8. When should you convert — and when should you stop?
You SHOULD CONVERT when:
- The tax authority requires you to move into Group 3 household business classification
→ At this point, accounting requirements are already similar to an enterprise,
→ Immediate conversion allows you to benefit from the 2-year CIT exemption. - You have a clear supply chain with sufficient VAT invoices.
- You plan to scale up operations, hire staff, or cooperate with large enterprises.
You SHOULD NOT CONVERT when:
- Your supply mainly comes from household businesses.
- Profit margins are low and easily eroded by non-deductible VAT.
- You lack sufficient resources to operate a full enterprise-level accounting system.
- You only need to maintain a small and stable business model.
Alternative options
If the current model is no longer efficient, you may consider:
- Downsizing operations
- Temporarily suspending business activities
- Seeking professional tax advice before making a decision
9. Conclusion
Converting from a household business to an enterprise is not simply about enjoying a 2-year Corporate Income Tax exemption.
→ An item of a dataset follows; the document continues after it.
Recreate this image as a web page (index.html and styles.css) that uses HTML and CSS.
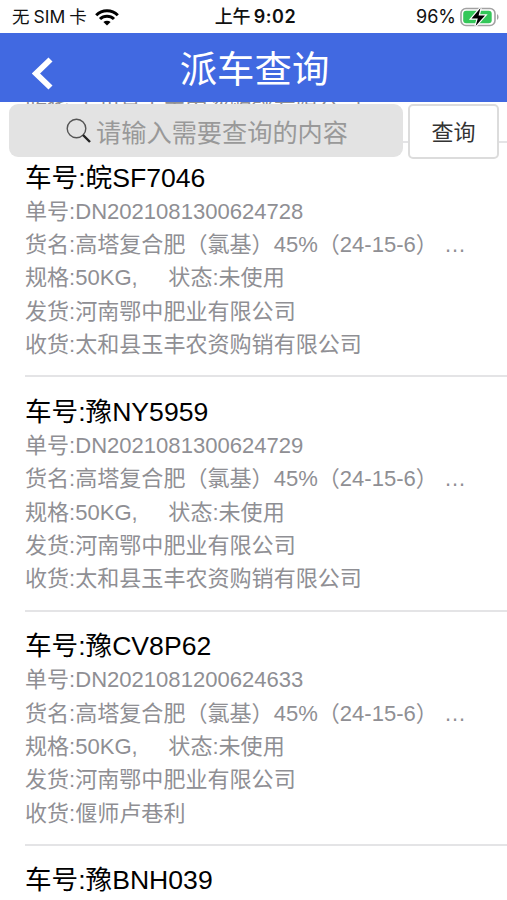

The most critical factor to evaluate is:
➡️ Your input cost structure and the ability to deduct VAT.
If your business has a transparent supply chain, complete VAT invoices, operates at scale, and is oriented toward long-term growth, conversion can be highly beneficial.
Conversely, if your supplies are mainly sourced from household businesses and VAT cannot be deducted, your overall tax burden may be higher than under the current household business regime.
👉 Always prepare a tax projection before making a decision.
👉 Consult a licensed tax agent to simulate VAT and CIT under different scenarios.